The default in consumer software is that your information is the product. Apps collect more than they need, share it with parties you do not know, and use it to build profiles of you that are then sold to advertisers, monetized in adversarial markets, or used to train models on your behaviors. The privacy-erosion default is so widespread that most users no longer notice they are agreeing to it. The terms-of-service prompt is dismissed. The location permission is granted. The contact list is uploaded. The photos are scraped for face recognition. By the time the patterns are visible, it is too late to take them back.
A platform serving the Muslim marriage process cannot operate on these defaults. Privacy is not a nice-to-have for our users. It is the precondition for using the product at all. A woman cannot have a serious conversation with a potential spouse if her photos can be screenshot and forwarded. A man cannot show up at a profile thoughtfully if his bio is being analyzed by a third-party algorithm he never agreed to. A family cannot participate in the matchmaking process if the platform itself is leaking information about who is on it.
So we built a platform where privacy is not a feature you opt into. It is the default, baked into every decision.
Photos are blurred until a mutual reveal. The platform does not let a man see a woman's clear photo unless she has approved the reveal — and the reveal can be reviewed by her wali before it happens. Photos cannot be saved or screenshotted without the platform detecting and logging the attempt. Photos cannot be shared outside the platform.
First names are shown only with a single initial until a conversation has progressed. No one sees your full identity by default. The identifying information is unlocked deliberately, by your choice, after you have determined that the conversation is worth that level of disclosure.
Distance is shown in privacy-preserving buckets — "in your city," "5-15 miles," "15-30 miles" — never as exact mileage and never below 5-mile precision. The platform does not request live location permission. The platform does not use GPS. We do not need to know where you physically are. We need to know what city you live in, and that is information you have already disclosed.
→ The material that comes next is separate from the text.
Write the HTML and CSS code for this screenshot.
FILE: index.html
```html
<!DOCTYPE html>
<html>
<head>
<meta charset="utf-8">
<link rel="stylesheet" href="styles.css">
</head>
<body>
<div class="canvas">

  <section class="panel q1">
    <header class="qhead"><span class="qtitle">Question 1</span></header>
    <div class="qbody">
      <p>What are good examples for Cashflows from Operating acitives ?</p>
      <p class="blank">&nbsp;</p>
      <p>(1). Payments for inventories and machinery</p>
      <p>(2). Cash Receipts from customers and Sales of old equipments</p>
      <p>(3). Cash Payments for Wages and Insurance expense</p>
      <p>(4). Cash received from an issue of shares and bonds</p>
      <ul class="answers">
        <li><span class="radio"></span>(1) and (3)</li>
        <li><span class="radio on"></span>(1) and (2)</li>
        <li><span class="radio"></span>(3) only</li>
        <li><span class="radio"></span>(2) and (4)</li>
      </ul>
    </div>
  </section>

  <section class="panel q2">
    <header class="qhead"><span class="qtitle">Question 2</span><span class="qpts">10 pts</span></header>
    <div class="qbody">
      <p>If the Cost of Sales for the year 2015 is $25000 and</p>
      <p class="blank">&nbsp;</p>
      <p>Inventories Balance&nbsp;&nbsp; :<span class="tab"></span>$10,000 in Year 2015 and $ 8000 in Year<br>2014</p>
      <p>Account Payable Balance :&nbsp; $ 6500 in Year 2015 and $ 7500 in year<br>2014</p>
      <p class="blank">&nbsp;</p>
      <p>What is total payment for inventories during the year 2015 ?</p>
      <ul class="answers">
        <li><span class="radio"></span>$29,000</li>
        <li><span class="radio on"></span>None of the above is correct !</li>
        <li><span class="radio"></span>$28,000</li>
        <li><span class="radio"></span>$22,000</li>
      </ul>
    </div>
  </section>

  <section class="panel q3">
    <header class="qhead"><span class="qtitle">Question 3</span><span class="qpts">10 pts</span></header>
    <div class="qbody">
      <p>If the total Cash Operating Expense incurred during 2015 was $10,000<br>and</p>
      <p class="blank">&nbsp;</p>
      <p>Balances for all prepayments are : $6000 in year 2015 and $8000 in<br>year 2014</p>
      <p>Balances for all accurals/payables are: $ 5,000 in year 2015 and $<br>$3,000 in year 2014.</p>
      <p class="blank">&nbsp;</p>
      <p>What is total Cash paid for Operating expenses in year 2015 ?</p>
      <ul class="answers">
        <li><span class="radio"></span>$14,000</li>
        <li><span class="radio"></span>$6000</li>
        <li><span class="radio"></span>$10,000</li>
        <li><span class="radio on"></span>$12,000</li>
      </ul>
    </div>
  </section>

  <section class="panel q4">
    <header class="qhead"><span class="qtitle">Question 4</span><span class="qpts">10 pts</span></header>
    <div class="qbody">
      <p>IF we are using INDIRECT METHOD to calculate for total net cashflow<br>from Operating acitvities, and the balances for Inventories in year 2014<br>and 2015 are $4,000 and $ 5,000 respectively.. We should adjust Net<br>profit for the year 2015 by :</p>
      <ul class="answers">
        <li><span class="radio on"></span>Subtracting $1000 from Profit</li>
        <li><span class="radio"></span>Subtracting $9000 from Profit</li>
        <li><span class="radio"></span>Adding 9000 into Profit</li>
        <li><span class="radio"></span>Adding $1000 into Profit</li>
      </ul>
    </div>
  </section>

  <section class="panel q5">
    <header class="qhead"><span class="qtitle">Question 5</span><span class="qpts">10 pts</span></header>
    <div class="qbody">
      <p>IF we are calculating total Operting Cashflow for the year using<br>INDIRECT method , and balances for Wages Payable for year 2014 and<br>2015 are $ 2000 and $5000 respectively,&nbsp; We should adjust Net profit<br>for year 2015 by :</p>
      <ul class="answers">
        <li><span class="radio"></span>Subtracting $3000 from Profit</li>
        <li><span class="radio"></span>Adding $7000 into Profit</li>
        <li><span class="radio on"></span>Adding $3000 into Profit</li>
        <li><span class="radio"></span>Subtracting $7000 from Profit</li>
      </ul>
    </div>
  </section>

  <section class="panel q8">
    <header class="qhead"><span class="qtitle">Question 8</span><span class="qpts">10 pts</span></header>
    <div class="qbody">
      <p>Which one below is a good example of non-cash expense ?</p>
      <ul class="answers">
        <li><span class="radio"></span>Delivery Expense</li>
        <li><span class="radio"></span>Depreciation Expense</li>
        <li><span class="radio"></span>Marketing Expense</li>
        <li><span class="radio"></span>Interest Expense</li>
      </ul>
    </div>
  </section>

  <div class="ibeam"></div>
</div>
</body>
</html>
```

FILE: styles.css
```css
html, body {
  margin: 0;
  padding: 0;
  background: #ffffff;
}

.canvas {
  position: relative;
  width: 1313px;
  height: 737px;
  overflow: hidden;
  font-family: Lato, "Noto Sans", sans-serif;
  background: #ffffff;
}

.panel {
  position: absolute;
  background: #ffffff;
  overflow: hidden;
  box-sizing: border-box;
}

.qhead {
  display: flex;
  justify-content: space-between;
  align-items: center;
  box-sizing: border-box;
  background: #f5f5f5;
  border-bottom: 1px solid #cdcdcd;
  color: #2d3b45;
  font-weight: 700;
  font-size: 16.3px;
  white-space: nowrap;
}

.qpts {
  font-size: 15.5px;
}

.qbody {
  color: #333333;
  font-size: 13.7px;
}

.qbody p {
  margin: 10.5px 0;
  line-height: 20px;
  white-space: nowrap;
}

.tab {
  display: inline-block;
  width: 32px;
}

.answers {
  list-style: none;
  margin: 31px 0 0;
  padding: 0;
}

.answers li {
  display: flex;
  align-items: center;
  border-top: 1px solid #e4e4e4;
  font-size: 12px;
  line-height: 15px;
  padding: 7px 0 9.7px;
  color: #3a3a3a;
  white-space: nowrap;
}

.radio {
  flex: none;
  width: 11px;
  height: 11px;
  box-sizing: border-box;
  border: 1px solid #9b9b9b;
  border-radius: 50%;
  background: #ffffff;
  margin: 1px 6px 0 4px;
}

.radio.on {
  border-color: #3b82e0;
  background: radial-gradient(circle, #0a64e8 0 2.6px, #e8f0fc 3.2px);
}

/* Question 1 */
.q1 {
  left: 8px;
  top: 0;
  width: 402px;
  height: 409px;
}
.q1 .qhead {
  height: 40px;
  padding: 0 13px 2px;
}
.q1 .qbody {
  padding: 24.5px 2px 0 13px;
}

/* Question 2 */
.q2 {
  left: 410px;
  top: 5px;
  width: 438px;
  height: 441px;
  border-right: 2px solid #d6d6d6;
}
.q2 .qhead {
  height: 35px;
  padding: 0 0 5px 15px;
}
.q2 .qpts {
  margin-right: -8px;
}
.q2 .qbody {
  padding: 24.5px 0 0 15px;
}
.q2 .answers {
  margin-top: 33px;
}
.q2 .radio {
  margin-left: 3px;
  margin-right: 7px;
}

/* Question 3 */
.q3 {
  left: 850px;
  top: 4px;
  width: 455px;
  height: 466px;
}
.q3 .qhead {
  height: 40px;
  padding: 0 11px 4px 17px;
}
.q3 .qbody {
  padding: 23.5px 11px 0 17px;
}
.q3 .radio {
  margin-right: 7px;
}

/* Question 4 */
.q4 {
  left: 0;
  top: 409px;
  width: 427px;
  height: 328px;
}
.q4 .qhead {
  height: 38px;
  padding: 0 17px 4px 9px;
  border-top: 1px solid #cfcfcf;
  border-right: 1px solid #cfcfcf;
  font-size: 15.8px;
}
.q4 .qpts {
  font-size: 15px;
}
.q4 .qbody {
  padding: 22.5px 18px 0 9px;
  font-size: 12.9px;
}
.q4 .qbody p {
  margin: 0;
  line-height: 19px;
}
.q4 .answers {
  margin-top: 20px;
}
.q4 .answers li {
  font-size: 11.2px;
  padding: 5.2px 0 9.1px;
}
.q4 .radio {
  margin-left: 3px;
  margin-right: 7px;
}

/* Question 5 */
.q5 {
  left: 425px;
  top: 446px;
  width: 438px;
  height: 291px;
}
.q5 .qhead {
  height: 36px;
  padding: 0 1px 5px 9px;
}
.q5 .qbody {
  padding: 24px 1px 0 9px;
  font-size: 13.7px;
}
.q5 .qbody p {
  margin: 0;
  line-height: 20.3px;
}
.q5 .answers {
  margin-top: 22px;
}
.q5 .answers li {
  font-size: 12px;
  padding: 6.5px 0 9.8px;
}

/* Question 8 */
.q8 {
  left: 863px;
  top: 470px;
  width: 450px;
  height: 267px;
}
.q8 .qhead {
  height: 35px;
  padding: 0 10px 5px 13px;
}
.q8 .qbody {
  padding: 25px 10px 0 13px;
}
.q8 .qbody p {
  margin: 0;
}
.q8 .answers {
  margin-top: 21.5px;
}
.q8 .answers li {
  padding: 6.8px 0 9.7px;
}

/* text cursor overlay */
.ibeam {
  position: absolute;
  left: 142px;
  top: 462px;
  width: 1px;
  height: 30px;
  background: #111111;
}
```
Identity verification happens before you can browse profiles. Every user submits a government ID and a live selfie, processed by a verified identity verification provider operating under a Data Processing Agreement with us. We do not store biometric data permanently. We do not let unverified users see your profile. The verification system is not just to protect us from fake accounts — it is to protect you from talking to people who are not real.
Chat is permanent. This is one of our most-discussed design choices. No deletion, no editing, no unsend. The reason is privacy in the deeper sense: a record that cannot be erased cannot be weaponized. If someone sends you an inappropriate message, you cannot be pressured into deleting the evidence. If you say something on day one that someone tries to spin on day fifty, the original message is there. Permanence is a privacy choice in the form of integrity.
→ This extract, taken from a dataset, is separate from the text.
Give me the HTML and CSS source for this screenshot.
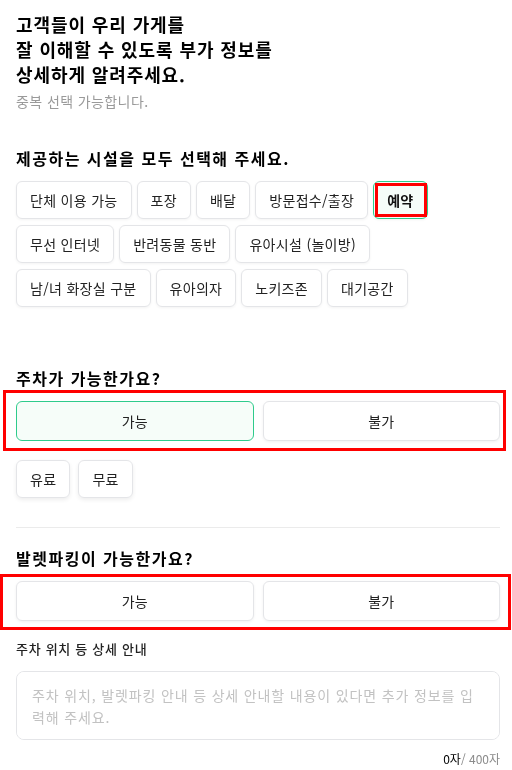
FILE: index.html
```html
<!DOCTYPE html>
<html lang="ko">
<head>
<meta charset="utf-8">
<link rel="stylesheet" href="styles.css">
</head>
<body>
<main class="page">
  <h1 class="title">고객들이 우리 가게를<br>잘 이해할 수 있도록 부가 정보를<br>상세하게 알려주세요.</h1>
  <p class="sub">중복 선택 가능합니다.</p>

  <h2 class="heading facilities-heading">제공하는 시설을 모두 선택해 주세요.</h2>
  <div class="chips">
    <button class="chip">단체 이용 가능</button>
    <button class="chip">포장</button>
    <button class="chip">배달</button>
    <button class="chip">방문접수/출장</button>
    <button class="chip chip-on">예약<span class="mark mark-chip"></span></button>
    <button class="chip">무선 인터넷</button>
    <button class="chip">반려동물 동반</button>
    <button class="chip">유아시설 (놀이방)</button>
    <button class="chip">남/녀 화장실 구분</button>
    <button class="chip">유아의자</button>
    <button class="chip">노키즈존</button>
    <button class="chip">대기공간</button>
  </div>

  <h2 class="heading parking-heading">주차가 가능한가요?</h2>
  <div class="pair">
    <button class="opt opt-on">가능</button>
    <button class="opt">불가</button>
    <span class="mark mark-parking"></span>
  </div>
  <div class="fees">
    <button class="chip">유료</button>
    <button class="chip">무료</button>
  </div>

  <hr class="divider">

  <h2 class="heading valet-heading">발렛파킹이 가능한가요?</h2>
  <div class="pair">
    <button class="opt">가능</button>
    <button class="opt">불가</button>
    <span class="mark mark-valet"></span>
  </div>

  <label class="label" for="detail">주차 위치 등 상세 안내</label>
  <textarea id="detail" class="detail" placeholder="주차 위치, 발렛파킹 안내 등 상세 안내할 내용이 있다면 추가 정보를 입력해 주세요."></textarea>
  <p class="count"><span class="count-now">0자</span>/ 400자</p>
</main>
</body>
</html>
```

FILE: styles.css
```css
* { box-sizing: border-box; }
html, body { margin: 0; padding: 0; background: #fff; }
body {
  font-family: "Noto Sans CJK KR", "Noto Sans", sans-serif;
  color: #111;
}
.page {
  padding: 12px 12px 0 16px;
  width: 512px;
}
.title {
  margin: 0;
  font-size: 18px;
  line-height: 25px;
  font-weight: 700;
  letter-spacing: 0.9px;
  color: #000;
}
.sub {
  margin: 4px 0 0;
  font-size: 14px;
  line-height: 20px;
  letter-spacing: 0.4px;
  color: #9a9a9a;
}
.heading {
  margin: 0;
  font-size: 16px;
  line-height: 22px;
  font-weight: 700;
  letter-spacing: 1.5px;
  color: #000;
}
.facilities-heading { margin-top: 36px; }
.parking-heading { margin-top: 60px; }
.valet-heading { margin-top: 19px; }

.chips {
  margin-top: 12px;
  display: flex;
  flex-wrap: wrap;
  column-gap: 5px;
  row-gap: 6px;
  width: 440px;
}
.chip {
  position: relative;
  height: 38px;
  padding: 0 13px;
  border: 1px solid #e4e5e8;
  border-radius: 6px;
  background: #fff;
  font-family: inherit;
  font-size: 14px;
  letter-spacing: 0.3px;
  color: #222;
  box-shadow: 0 1px 3px rgba(0,0,0,0.05);
  cursor: pointer;
}
.chip-on {
  border-color: #2fcb8c;
  background: #f5fdf9;
  font-weight: 700;
  color: #111;
}
.pair {
  position: relative;
  margin-top: 12px;
  display: flex;
  gap: 9px;
}
.opt {
  flex: 1;
  height: 40px;
  border: 1px solid #e4e5e8;
  border-radius: 6px;
  background: #fff;
  font-family: inherit;
  font-size: 14px;
  color: #222;
  box-shadow: 0 1px 3px rgba(0,0,0,0.06);
}
.opt-on {
  border-color: #2fcb8c;
  background: #f6fdf9;
  box-shadow: none;
}
.fees {
  margin-top: 19px;
  display: flex;
  gap: 8px;
}
.fees .chip { padding: 0 13px; box-shadow: 0 2px 4px rgba(0,0,0,0.07); }

.mark {
  position: absolute;
  border: 3px solid #ff0000;
  pointer-events: none;
}
.mark-chip { top: 1px; left: 1px; right: 0; bottom: 1px; }
.mark-parking { top: -11px; left: -13px; right: -6px; bottom: -10px; }
.mark-valet { top: -7px; left: -16px; right: -11px; bottom: -9px; }

.divider {
  margin: 29px 0 0;
  border: 0;
  border-top: 1px solid #ebebeb;
}
.label {
  display: block;
  margin-top: 19px;
  font-size: 13px;
  line-height: 18px;
  font-weight: 500;
  letter-spacing: 0.7px;
  color: #222;
}
.detail {
  display: block;
  margin-top: 13px;
  width: 100%;
  height: 69px;
  padding: 12px 15px;
  border: 1px solid #e4e5e8;
  border-radius: 8px;
  font-family: inherit;
  font-size: 14px;
  line-height: 22px;
  letter-spacing: 0.85px;
  resize: none;
  color: #222;
}
.detail::placeholder { color: #c2c2c2; }
.count {
  margin: 11px 0 0;
  text-align: right;
  font-size: 12px;
  line-height: 16px;
  color: #8a8a8a;
}
.count-now { color: #000; }
```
We disclose every third-party service we use. Identity verification is disclosed by name and jurisdiction. Image moderation is disclosed by name and jurisdiction. Payment processors are disclosed. Cloud hosting is disclosed. We have Data Processing Agreements with each one. Where applicable, these agreements include EU-grade data protections that extend to all our users, regardless of where they live.
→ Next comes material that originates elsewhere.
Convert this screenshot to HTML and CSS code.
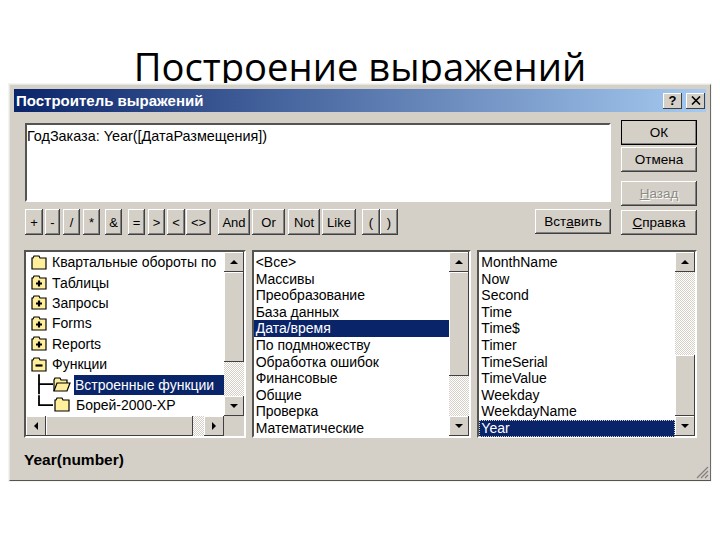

None of this is novel security thinking. Most of it is the unfashionable application of well-understood privacy principles. What is novel is that we are applying these principles to a category of software — the one optimized for engagement, attention, and data extraction — that has historically not bothered with them.
The choices add up. The result is a platform where you can think about getting married without first having to think about who is watching. That is the precondition for the kind of intentional, family-involved process this platform exists to support.